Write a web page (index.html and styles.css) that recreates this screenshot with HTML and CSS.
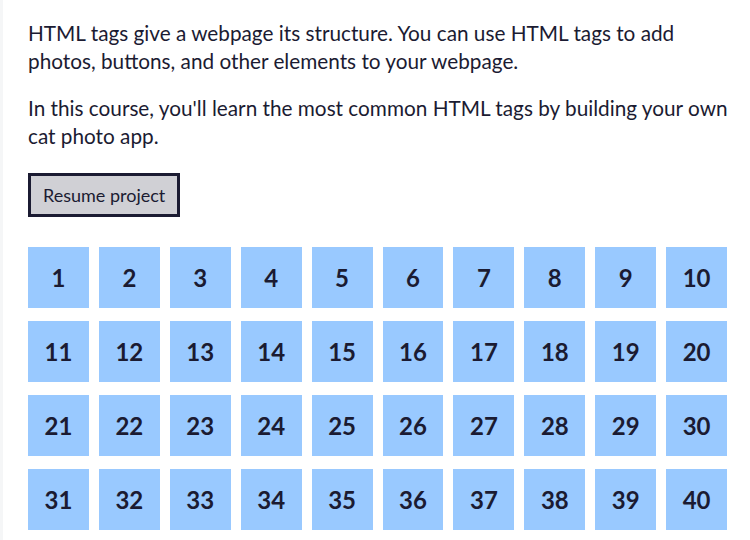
FILE: index.html
```html
<!DOCTYPE html>
<html lang="en">
<head>
<meta charset="utf-8">
<title>Cat photo app course</title>
<link rel="stylesheet" href="styles.css">
</head>
<body>
<main class="panel">
  <p class="intro">HTML tags give a webpage its structure. You can use HTML tags to add photos, buttons, and other elements to your webpage.</p>
  <p class="intro">In this course, you'll learn the most common HTML tags by building your own cat photo app.</p>
  <button class="resume" type="button">Resume project</button>
  <div class="block-grid">
    <a class="step">1</a><a class="step">2</a><a class="step">3</a><a class="step">4</a><a class="step">5</a>
    <a class="step">6</a><a class="step">7</a><a class="step">8</a><a class="step">9</a><a class="step">10</a>
    <a class="step">11</a><a class="step">12</a><a class="step">13</a><a class="step">14</a><a class="step">15</a>
    <a class="step">16</a><a class="step">17</a><a class="step">18</a><a class="step">19</a><a class="step">20</a>
    <a class="step">21</a><a class="step">22</a><a class="step">23</a><a class="step">24</a><a class="step">25</a>
    <a class="step">26</a><a class="step">27</a><a class="step">28</a><a class="step">29</a><a class="step">30</a>
    <a class="step">31</a><a class="step">32</a><a class="step">33</a><a class="step">34</a><a class="step">35</a>
    <a class="step">36</a><a class="step">37</a><a class="step">38</a><a class="step">39</a><a class="step">40</a>
  </div>
</main>
</body>
</html>
```

FILE: styles.css
```css
html, body {
  margin: 0;
  padding: 0;
}

body {
  background: #f5f6f7;
  color: #1b1b32;
  font-family: Lato, "Liberation Sans", sans-serif;
  overflow: hidden;
}

.panel {
  margin-left: 3px;
  background: #ffffff;
  padding: 19px 20px 9px 25px;
  min-height: 540px;
  box-sizing: border-box;
}

.intro {
  margin: 0 0 19px;
  font-size: 20.75px;
  line-height: 28px;
}

.resume {
  display: block;
  margin-top: 23px;
  height: 44px;
  padding: 0 12px;
  background: #d0d0d5;
  border: 3px solid #1b1b32;
  color: #1b1b32;
  font-family: Lato, "Liberation Sans", sans-serif;
  font-size: 18px;
  cursor: pointer;
}

.block-grid {
  margin-top: 30px;
  margin-right: 3px;
  display: grid;
  grid-template-columns: repeat(10, 1fr);
  column-gap: 10px;
  row-gap: 13px;
}

.step {
  aspect-ratio: 1 / 1;
  display: flex;
  align-items: center;
  justify-content: center;
  background: #99c9ff;
  color: #1b1b32;
  font-family: Lato, "Liberation Sans", sans-serif;
  font-size: 24px;
  font-weight: bold;
}
```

━━━━━━

## SET PROBLEM
Extract all the data above exactly, excluding every picture.

## OUTPUT FOR THIS TASK
Write a web page (index.html and styles.css) that recreates this screenshot with HTML and CSS.
FILE: index.html
```html
<!DOCTYPE html>
<html lang="en">
<head>
<meta charset="utf-8">
<title>Cat photo app course</title>
<link rel="stylesheet" href="styles.css">
</head>
<body>
<main class="panel">
  <p class="intro">HTML tags give a webpage its structure. You can use HTML tags to add photos, buttons, and other elements to your webpage.</p>
  <p class="intro">In this course, you'll learn the most common HTML tags by building your own cat photo app.</p>
  <button class="resume" type="button">Resume project</button>
  <div class="block-grid">
    <a class="step">1</a><a class="step">2</a><a class="step">3</a><a class="step">4</a><a class="step">5</a>
    <a class="step">6</a><a class="step">7</a><a class="step">8</a><a class="step">9</a><a class="step">10</a>
    <a class="step">11</a><a class="step">12</a><a class="step">13</a><a class="step">14</a><a class="step">15</a>
    <a class="step">16</a><a class="step">17</a><a class="step">18</a><a class="step">19</a><a class="step">20</a>
    <a class="step">21</a><a class="step">22</a><a class="step">23</a><a class="step">24</a><a class="step">25</a>
    <a class="step">26</a><a class="step">27</a><a class="step">28</a><a class="step">29</a><a class="step">30</a>
    <a class="step">31</a><a class="step">32</a><a class="step">33</a><a class="step">34</a><a class="step">35</a>
    <a class="step">36</a><a class="step">37</a><a class="step">38</a><a class="step">39</a><a class="step">40</a>
  </div>
</main>
</body>
</html>
```

FILE: styles.css
```css
html, body {
  margin: 0;
  padding: 0;
}

body {
  background: #f5f6f7;
  color: #1b1b32;
  font-family: Lato, "Liberation Sans", sans-serif;
  overflow: hidden;
}

.panel {
  margin-left: 3px;
  background: #ffffff;
  padding: 19px 20px 9px 25px;
  min-height: 540px;
  box-sizing: border-box;
}

.intro {
  margin: 0 0 19px;
  font-size: 20.75px;
  line-height: 28px;
}

.resume {
  display: block;
  margin-top: 23px;
  height: 44px;
  padding: 0 12px;
  background: #d0d0d5;
  border: 3px solid #1b1b32;
  color: #1b1b32;
  font-family: Lato, "Liberation Sans", sans-serif;
  font-size: 18px;
  cursor: pointer;
}

.block-grid {
  margin-top: 30px;
  margin-right: 3px;
  display: grid;
  grid-template-columns: repeat(10, 1fr);
  column-gap: 10px;
  row-gap: 13px;
}

.step {
  aspect-ratio: 1 / 1;
  display: flex;
  align-items: center;
  justify-content: center;
  background: #99c9ff;
  color: #1b1b32;
  font-family: Lato, "Liberation Sans", sans-serif;
  font-size: 24px;
  font-weight: bold;
}
```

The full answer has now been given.